Chaque enfant réagira différemment, à l’annonce d’un décès, en puisant selon sa personnalité et la dynamique familiale. Pour le petit enfant, les proches représentent une sécurité, une protection, et si l’un d’eux disparaît, il ressent alors une profonde détresse. Confronté au deuil, l’enfant hésite entre hypermaturité et tendances régressives, conduites résignées et conduites impulsives, volontarisme et abattement, besoin de pouvoir et culpabilisation. Tout enfant est animé à l’égard de ses proches de sentiments ambivalents, d’autant plus à l’égard de ceux qui viendraient à décéder. Il peut être triste, abattu, renfrogné, mutique, mais aussi témoigner d’une véritable colère, pleine d’agressivité envers celle ou celui qui n’est plus présent physiquement et ce comportement induit souvent incompréhension et rupture de communication.

Il est faux de penser qu’un enfant confronté à la mort d’autant d’un de ses proches, sera un adulte malheureux

Quand les difficultés durent, il faut s’inquiéter de l’isolement, de la rupture des intérêts, des passions, des liens, il faut être attentif au sommeil, à l’appétit, aux résultats scolaires.
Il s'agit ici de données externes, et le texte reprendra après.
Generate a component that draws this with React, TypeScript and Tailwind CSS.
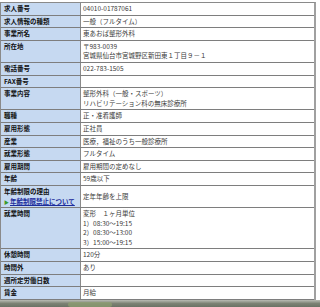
import React from "react";

type Row = { label: React.ReactNode; value: React.ReactNode[]; center?: boolean };

const rows: Row[] = [
  { label: "求人番号", value: ["04010-01787061"] },
  { label: "求人情報の種類", value: ["一般（フルタイム）"] },
  { label: "事業所名", value: ["東あおば整形外科"] },
  { label: "所在地", value: ["〒983-0039", "宮城県仙台市宮城野区新田東１丁目９－１"] },
  { label: "電話番号", value: ["022-783-1505"] },
  { label: "FAX番号", value: [""] },
  { label: "事業内容", value: ["整形外科（一般・スポーツ）", "リハビリテーション科の無床診療所"] },
  { label: "職種", value: ["正・准看護師"] },
  { label: "雇用形態", value: ["正社員"] },
  { label: "産業", value: ["医療，福祉のうち一般診療所"] },
  { label: "就業形態", value: ["フルタイム"] },
  { label: "雇用期間", value: ["雇用期間の定めなし"] },
  { label: "年齢", value: ["59歳以下"] },
  {
    label: (
      <>
        <div>年齢制限の理由</div>
        <div className="flex items-center">
          <span className="text-[#3a9a2a] text-[5px] mr-[1px]">▶</span>
          <span className="text-[#1c2c9c] underline">年齢制限禁止について</span>
        </div>
      </>
    ),
    value: ["定年年齢を上限"],
    center: true,
  },
  {
    label: "就業時間",
    value: ["変形　１ヶ月単位", "1）08:30～19:15", "2）08:30～13:00", "3）15:00～19:15"],
  },
  { label: "休憩時間", value: ["120分"] },
  { label: "時間外", value: ["あり"] },
  { label: "週所定労働日数", value: [""] },
  { label: "賃金", value: ["月給"] },
];

export default function App() {
  return (
    <div
      className="w-[320px] h-[307px] bg-white overflow-hidden flex flex-col"
      style={{ fontFamily: '"Noto Sans CJK JP", "Noto Sans", sans-serif' }}
    >
      <div className="pt-[2px] flex-1">
        <div className="w-[316px] border-t border-l border-r-[2px] border-[#8a8a8a] border-r-[#a0a0a0]">
          {rows.map((r, i) => (
            <div key={i} className="flex border-b border-[#7e7e7e] text-[6.5px] leading-[9.6px]">
              <div className="w-[80px] shrink-0 bg-[#c6d9f1] border-r border-[#8a8a8a] pl-[3px] py-[1px] font-bold text-[#111]">
                {r.label}
              </div>
              <div
                className={
                  "flex-1 pl-[2px] py-[1px] text-[#3a3a3a] flex flex-col " +
                  (r.center ? "justify-center" : "justify-start")
                }
              >
                {r.value.map((v, j) => (
                  <div key={j} className="h-[9.6px] whitespace-nowrap">
                    {v}
                  </div>
                ))}
              </div>
            </div>
          ))}
        </div>
      </div>
      <div className="h-[7px] relative bg-gradient-to-b from-[#b9bcb4] via-[#7c8274] to-[#6a7264]">
        <div className="absolute left-[68px] top-[2px] w-[44px] h-[5px] bg-[#8ea070] rounded-sm opacity-70" />
      </div>
    </div>
  );
}
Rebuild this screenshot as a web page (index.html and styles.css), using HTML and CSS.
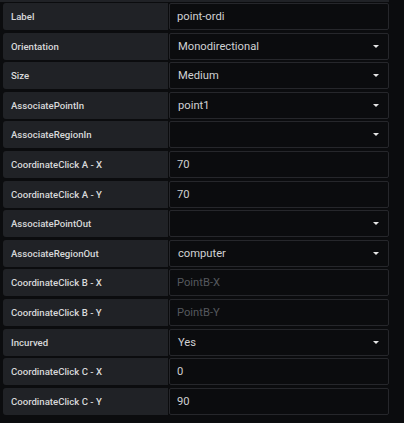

Il faut aussi savoir que quand la mort touche une famille, quand un des membres de la famille tombe malade, puis décède, l’enfant est parfois promu enfant-soignant, thérapeute, consolateur. Il se prend en charge, mais prend aussi en charge son parent, voire les autres membres de la fratrie…Il se vit parfois responsable de tout ce qui vient d’arriver, est intimement persuadé qu’il y est pour quelque chose, voire pour beaucoup et peut se morfondre longtemps dans cette culpabilité qui l’inhibe, l’entrave, l’empêche de grandir et de vivre. Mais il est faux de penser qu’un enfant confronté à la mort d’autant d’un de ses proches, sera un adulte malheureux tout comme de penser que les enfants peuvent traverser ces drames sans heurts. L’épreuve a été et rien ne pourra l’effacer. Il faut donc prendre le temps d’écouter ce que les enfants nous disent, ils ont à être reconnus dans leur parole et leur douleur.